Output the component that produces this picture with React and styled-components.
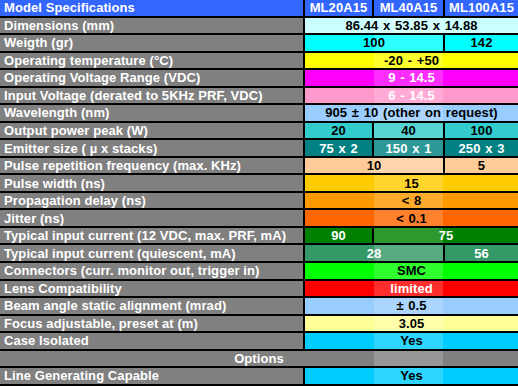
import React from 'react';
import styled, { createGlobalStyle, css } from 'styled-components';

const GlobalStyle = createGlobalStyle`
  html, body {
    margin: 0;
    padding: 0;
    background: #000;
  }
  body {
    font-family: 'Liberation Sans', Arial, sans-serif;
  }
`;

// 303px label column + three model columns, 2px black rules between everything
const Table = styled.div`
  width: 518px;
  display: grid;
  grid-template-columns: 303px 67px 69px 73px;
  grid-auto-rows: 15.545px;
  gap: 2px;
  padding-bottom: 2px;
  background: #000;
  font-size: 13px;
  font-weight: bold;
  letter-spacing: 0.08px;
`;

const Cell = styled.div`
  position: relative;
  display: flex;
  align-items: center;
  justify-content: center;
  overflow: hidden;
  white-space: nowrap;
  line-height: 1;
  background: ${(p) => p.$bg};
  color: ${(p) => p.$fg || '#000'};
  grid-column: ${(p) => p.$col} / span ${(p) => p.$span || 1};

  ${(p) =>
    p.$hl != null &&
    css`
      &::after {
        content: '';
        position: absolute;
        top: 0;
        bottom: 0;
        left: ${p.$hl}px;
        width: 69px;
        background: rgba(255, 255, 255, 0.18);
      }
    `}
`;

const Label = styled(Cell)`
  justify-content: ${(p) => (p.$center ? 'center' : 'flex-start')};
  padding-left: ${(p) => (p.$center ? 0 : 4)}px;
  background: ${(p) => p.$bg || '#808080'};
  color: #fff;
`;

const HeadCell = styled(Cell)`
  background: #3366ff;
  color: #fff;
`;

const Text = styled.span`
  position: relative;
  z-index: 1;
  word-spacing: 1px;
`;

const rows = [
  { label: 'Dimensions (mm)', bg: '#ccffff', cells: [['86.44 x 53.85 x 14.88', 3]] },
  { label: 'Weigth (gr)', bg: '#00ffff', cells: [['100', 2], ['142', 1]] },
  { label: 'Operating temperature (°C)', bg: '#ffff00', cells: [['-20 - +50', 3]] },
  { label: 'Operating Voltage Range (VDC)', bg: '#ff00ff', fg: '#fff', cells: [['9 - 14.5', 3]] },
  { label: 'Input Voltage (derated to 5KHz PRF, VDC)', bg: '#ff99cc', fg: '#fff', cells: [['6 - 14.5', 3]] },
  { label: 'Wavelength (nm)', bg: '#99ccff', cells: [['905 ± 10 (other on request)', 3]] },
  { label: 'Output power peak (W)', bg: '#33cccc', cells: [['20', 1], ['40', 1], ['100', 1]] },
  { label: 'Emitter size ( µ x stacks)', bg: '#008080', fg: '#fff', cells: [['75 x 2', 1], ['150 x 1', 1], ['250 x 3', 1]] },
  { label: 'Pulse repetition frequency (max. KHz)', bg: '#ffcc99', cells: [['10', 2], ['5', 1]] },
  { label: 'Pulse width (ns)', bg: '#ffcc00', cells: [['15', 3]] },
  { label: 'Propagation delay (ns)', bg: '#ff9900', cells: [['< 8', 3]] },
  { label: 'Jitter (ns)', bg: '#ff6600', cells: [['< 0.1', 3]] },
  { label: 'Typical input current (12 VDC, max. PRF, mA)', bg: '#008000', fg: '#fff', cells: [['90', 1], ['75', 2]] },
  { label: 'Typical input current (quiescent, mA)', bg: '#339966', fg: '#fff', cells: [['28', 2], ['56', 1]] },
  { label: 'Connectors (curr. monitor out, trigger in)', bg: '#00ff00', cells: [['SMC', 3]] },
  { label: 'Lens Compatibility', bg: '#ff0000', fg: '#fff', cells: [['limited', 3]] },
  { label: 'Beam angle static alignment (mrad)', bg: '#99ccff', cells: [['± 0.5', 3]] },
  { label: 'Focus adjustable, preset at (m)', bg: '#ffff99', cells: [['3.05', 3]] },
  { label: 'Case Isolated', bg: '#00ccff', cells: [['Yes', 3]] },
  { section: 'Options' },
  { label: 'Line Generating Capable', bg: '#00ccff', cells: [['Yes', 3]] },
];

// offset of the highlighted ML40A15 column inside a cell starting at grid column `col`
const highlightOffset = (col, span) => {
  if (col === 2 && span >= 2) return 69;
  if (col === 3) return 0;
  return null;
};

const SpecRow = ({ row, index }) => {
  if (row.section) {
    return (
      <Label $col={1} $span={4} $center $hl={374}>
        <Text>{row.section}</Text>
      </Label>
    );
  }
  let col = 2;
  return (
    <>
      <Label $col={1}>{row.label}</Label>
      {row.cells.map(([text, span], i) => {
        const start = col;
        col += span;
        return (
          <Cell
            key={`${index}-${i}`}
            $col={start}
            $span={span}
            $bg={row.bg}
            $fg={row.fg}
            $hl={highlightOffset(start, span)}
          >
            <Text>{text}</Text>
          </Cell>
        );
      })}
    </>
  );
};

export default function App() {
  return (
    <>
      <GlobalStyle />
      <Table>
        <Label $col={1} $bg="#3366ff">Model Specifications</Label>
        <HeadCell $col={2}>ML20A15</HeadCell>
        <HeadCell $col={3}>ML40A15</HeadCell>
        <HeadCell $col={4}>ML100A15</HeadCell>
        {rows.map((row, i) => (
          <SpecRow key={i} row={row} index={i} />
        ))}
      </Table>
    </>
  );
}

The request: Quote the data above in full, leaving out the pictures it holds.

Solution for this exercise:
Output the component that produces this picture with React and styled-components.
import React from 'react';
import styled, { createGlobalStyle, css } from 'styled-components';

const GlobalStyle = createGlobalStyle`
  html, body {
    margin: 0;
    padding: 0;
    background: #000;
  }
  body {
    font-family: 'Liberation Sans', Arial, sans-serif;
  }
`;

// 303px label column + three model columns, 2px black rules between everything
const Table = styled.div`
  width: 518px;
  display: grid;
  grid-template-columns: 303px 67px 69px 73px;
  grid-auto-rows: 15.545px;
  gap: 2px;
  padding-bottom: 2px;
  background: #000;
  font-size: 13px;
  font-weight: bold;
  letter-spacing: 0.08px;
`;

const Cell = styled.div`
  position: relative;
  display: flex;
  align-items: center;
  justify-content: center;
  overflow: hidden;
  white-space: nowrap;
  line-height: 1;
  background: ${(p) => p.$bg};
  color: ${(p) => p.$fg || '#000'};
  grid-column: ${(p) => p.$col} / span ${(p) => p.$span || 1};

  ${(p) =>
    p.$hl != null &&
    css`
      &::after {
        content: '';
        position: absolute;
        top: 0;
        bottom: 0;
        left: ${p.$hl}px;
        width: 69px;
        background: rgba(255, 255, 255, 0.18);
      }
    `}
`;

const Label = styled(Cell)`
  justify-content: ${(p) => (p.$center ? 'center' : 'flex-start')};
  padding-left: ${(p) => (p.$center ? 0 : 4)}px;
  background: ${(p) => p.$bg || '#808080'};
  color: #fff;
`;

const HeadCell = styled(Cell)`
  background: #3366ff;
  color: #fff;
`;

const Text = styled.span`
  position: relative;
  z-index: 1;
  word-spacing: 1px;
`;

const rows = [
  { label: 'Dimensions (mm)', bg: '#ccffff', cells: [['86.44 x 53.85 x 14.88', 3]] },
  { label: 'Weigth (gr)', bg: '#00ffff', cells: [['100', 2], ['142', 1]] },
  { label: 'Operating temperature (°C)', bg: '#ffff00', cells: [['-20 - +50', 3]] },
  { label: 'Operating Voltage Range (VDC)', bg: '#ff00ff', fg: '#fff', cells: [['9 - 14.5', 3]] },
  { label: 'Input Voltage (derated to 5KHz PRF, VDC)', bg: '#ff99cc', fg: '#fff', cells: [['6 - 14.5', 3]] },
  { label: 'Wavelength (nm)', bg: '#99ccff', cells: [['905 ± 10 (other on request)', 3]] },
  { label: 'Output power peak (W)', bg: '#33cccc', cells: [['20', 1], ['40', 1], ['100', 1]] },
  { label: 'Emitter size ( µ x stacks)', bg: '#008080', fg: '#fff', cells: [['75 x 2', 1], ['150 x 1', 1], ['250 x 3', 1]] },
  { label: 'Pulse repetition frequency (max. KHz)', bg: '#ffcc99', cells: [['10', 2], ['5', 1]] },
  { label: 'Pulse width (ns)', bg: '#ffcc00', cells: [['15', 3]] },
  { label: 'Propagation delay (ns)', bg: '#ff9900', cells: [['< 8', 3]] },
  { label: 'Jitter (ns)', bg: '#ff6600', cells: [['< 0.1', 3]] },
  { label: 'Typical input current (12 VDC, max. PRF, mA)', bg: '#008000', fg: '#fff', cells: [['90', 1], ['75', 2]] },
  { label: 'Typical input current (quiescent, mA)', bg: '#339966', fg: '#fff', cells: [['28', 2], ['56', 1]] },
  { label: 'Connectors (curr. monitor out, trigger in)', bg: '#00ff00', cells: [['SMC', 3]] },
  { label: 'Lens Compatibility', bg: '#ff0000', fg: '#fff', cells: [['limited', 3]] },
  { label: 'Beam angle static alignment (mrad)', bg: '#99ccff', cells: [['± 0.5', 3]] },
  { label: 'Focus adjustable, preset at (m)', bg: '#ffff99', cells: [['3.05', 3]] },
  { label: 'Case Isolated', bg: '#00ccff', cells: [['Yes', 3]] },
  { section: 'Options' },
  { label: 'Line Generating Capable', bg: '#00ccff', cells: [['Yes', 3]] },
];

// offset of the highlighted ML40A15 column inside a cell starting at grid column `col`
const highlightOffset = (col, span) => {
  if (col === 2 && span >= 2) return 69;
  if (col === 3) return 0;
  return null;
};

const SpecRow = ({ row, index }) => {
  if (row.section) {
    return (
      <Label $col={1} $span={4} $center $hl={374}>
        <Text>{row.section}</Text>
      </Label>
    );
  }
  let col = 2;
  return (
    <>
      <Label $col={1}>{row.label}</Label>
      {row.cells.map(([text, span], i) => {
        const start = col;
        col += span;
        return (
          <Cell
            key={`${index}-${i}`}
            $col={start}
            $span={span}
            $bg={row.bg}
            $fg={row.fg}
            $hl={highlightOffset(start, span)}
          >
            <Text>{text}</Text>
          </Cell>
        );
      })}
    </>
  );
};

export default function App() {
  return (
    <>
      <GlobalStyle />
      <Table>
        <Label $col={1} $bg="#3366ff">Model Specifications</Label>
        <HeadCell $col={2}>ML20A15</HeadCell>
        <HeadCell $col={3}>ML40A15</HeadCell>
        <HeadCell $col={4}>ML100A15</HeadCell>
        {rows.map((row, i) => (
          <SpecRow key={i} row={row} index={i} />
        ))}
      </Table>
    </>
  );
}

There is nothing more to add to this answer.